There are two sides to every question, and this is by no means an exception. One possibility is that the American public has become so infantile in its thinking that it can no longer be reached by syllogistic reasoning. To peruse the few paragraphs setting forth a party’s main planks and the qualification of its leading candidate may have become too exhausting an effort for the voters’ minds. The day of the example-embellished major and minor and the earth-shattering, world-promising conclusion is long gone. In its place has settled the proof of an old pedagogical principle which runs, in effect:
“If they can’t understand it, explain it. If they still don’t get it, draw pictures.”
The alternative is that political tales have become so tall that nothing short of a publication of the Superman, Captain Marvel, Buck Rogers genre could possibly do them justice. It is with this latter alternative that we are inclined to agree.
A highly representative dose of this intellectual gruel begins with a full-page portrait (in heroic pose) of the candidate for governor. He is the choice of all good, thinking (sic) voters. He is the hero. Turning the page, the viewer finds that the people’s choice was just one of a large family supported by a brick-laying father and an over-worked mother whose hair, notwithstanding, is always at the height of fashion. So much for his childhood and youth.
The next big event is his graduation from college at the top of his class and the solemn vow, made in the privacy of his own heart, that he will devote his entire life to ridding his fair State of all scheming politicians.*
Immediately heads begin to fall.
As alderman he routs the crooked bosses from their smoke-filled dens and, for the benefit of the local W.C.T.U. undoubtedly, overturns their round table laden with bottles marked “XXX.” It might be interesting to note that the bosses, as well as anyone else he has opposed and vanquished, are all corpulent men wearing scowls and black suits in the accustomed manner of villains. About this time he gets married and, in a tender domestic scene, tells his chesty wife of his burning desire to serve his fellow man.
Soon comes the inevitable call to Washington, where the President asks him to head a commission to study a problem on which hangs the fate of all Europe. He modestly accepts, and takes leave of his home, wife, family, and thriving business. He arrives in Europe and is immediately acclaimed by all the widows and orphans in sight as a savior of mankind. What he actually does is never quite explained; but he loves the widows and orphans and they love him. After completing his mission, he shakes the hand of the President and hurries back to his family. (Besides, the primaries are only a few weeks off.)
One night he is visited by a committee of humble citizens who beseech him to become a candidate for governor and save the State from ruin. A look of benign astonishment floods his ever-smiling face. After the initial shock has passed he shakes each by the hand, tells them how they have taken him completely by surprise, and then proceeds to expound a seventeen-point program of sweeping reforms which will lift the clouds of doom and cause the sun to shine again. The citizens leave, and he is left alone with his thoughts and two million readers. This is too good a chance to miss; so he turns, looks them square in the eye, and gives them the inside dope on the coming election.

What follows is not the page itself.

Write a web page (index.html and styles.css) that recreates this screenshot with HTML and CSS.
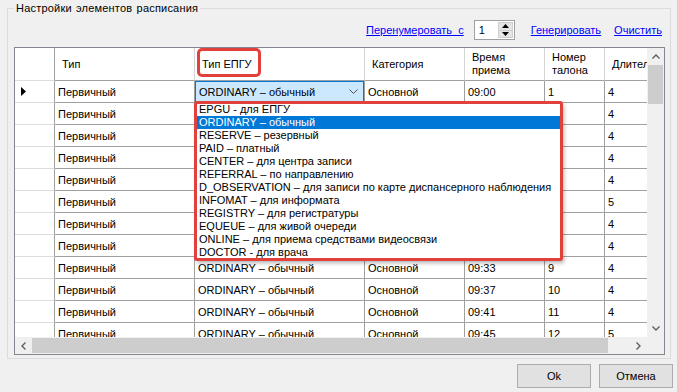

The next page is calculated to be the biggest vote-getter of them all
… for there, in all their glory, is the hero and his family in a smiling group portrait. The hero is smiling. His wife is smiling. His children are all smiling. His pet cocker spaniel is smiling.
Due to space limitations occasioned, no doubt, more to lack of funds than by lack of material, only two pages remain. These are artfully taken up by unsolicited endorsements of the hero by a bevy of fictitious persons from all walks of everyday life. There are barbers, bakers, steeplejacks, mill-hands, housewives, street cleaners, nurses, and teachers. Each is firmly convinced that his only hope of salvation lies in the hero’s being elected. After a final admonition to elect the greatest American of them all, the story ends.

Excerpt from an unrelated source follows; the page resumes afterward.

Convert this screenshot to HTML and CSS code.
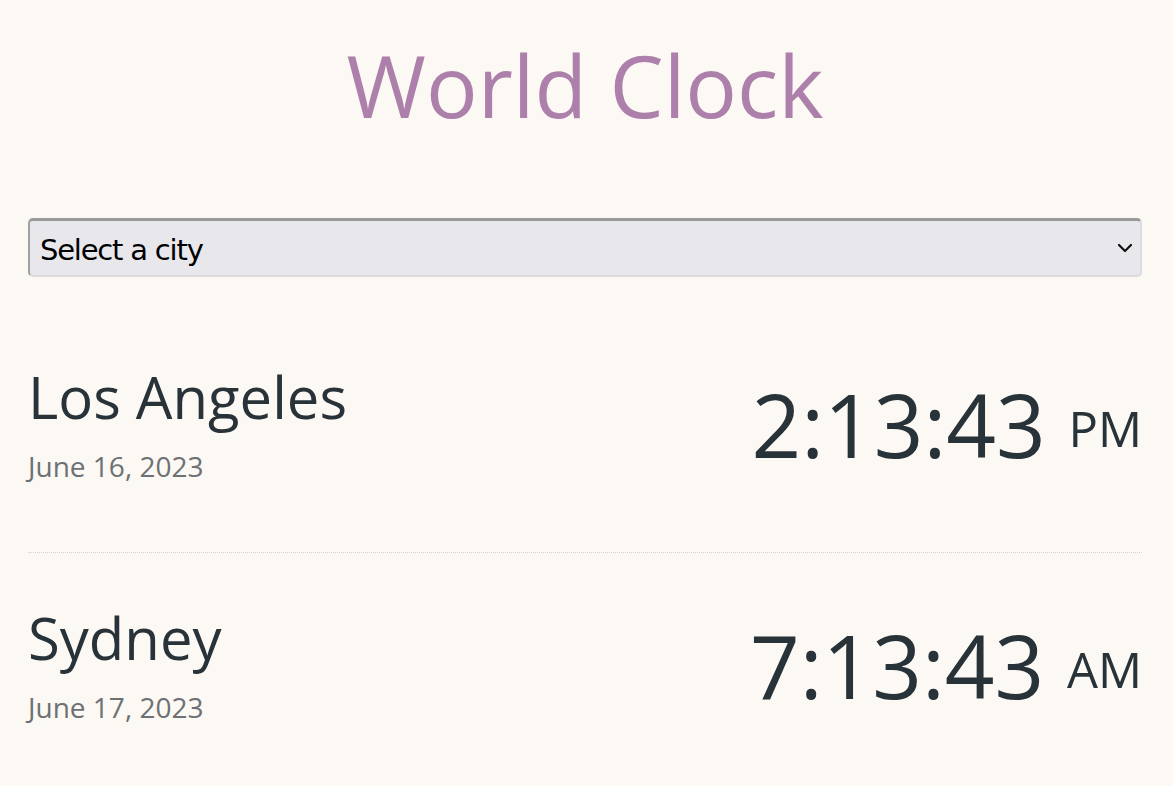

They used to do it with free beer and cheap cigars.
It occurs to us that the coming of age of these picture-stories will bring to an end a host of time-honored political institutions. Soon we will have only nostalgic memories of the old general store and pot-bellied old men sitting around a pot-bellied old stove and debating the relative merits of their favorite candidates; and the proprietor sitting judiciously on top of the cracker barrel to keep the disputants from spoiling their suppers. The old general store, the pot-bellied stove, and the pot-bellied men will remain but instead of engaging in daily spirited debates they will meet weekly to swap comic books.
____
* Scheming politician – any member of the opposite party.
~ Harold E. Vayo, Jr. and The Alembic editorial staff, November 1950
Dad and his fellow editors at Providence College’s literary magazine gathered their thoughts and opinions and then sent off their leader to write the above editorial. I’m tempted to say “simpler times,” but in 1950 our war-torn world was still putting itself back together; and just a year after graduation, Dad would ship out to serve in Korea.
Thanks, Dad. Your editorial doesn’t make Election Day come any sooner or any more calmly, but I know in my heart we as a nation will make it through.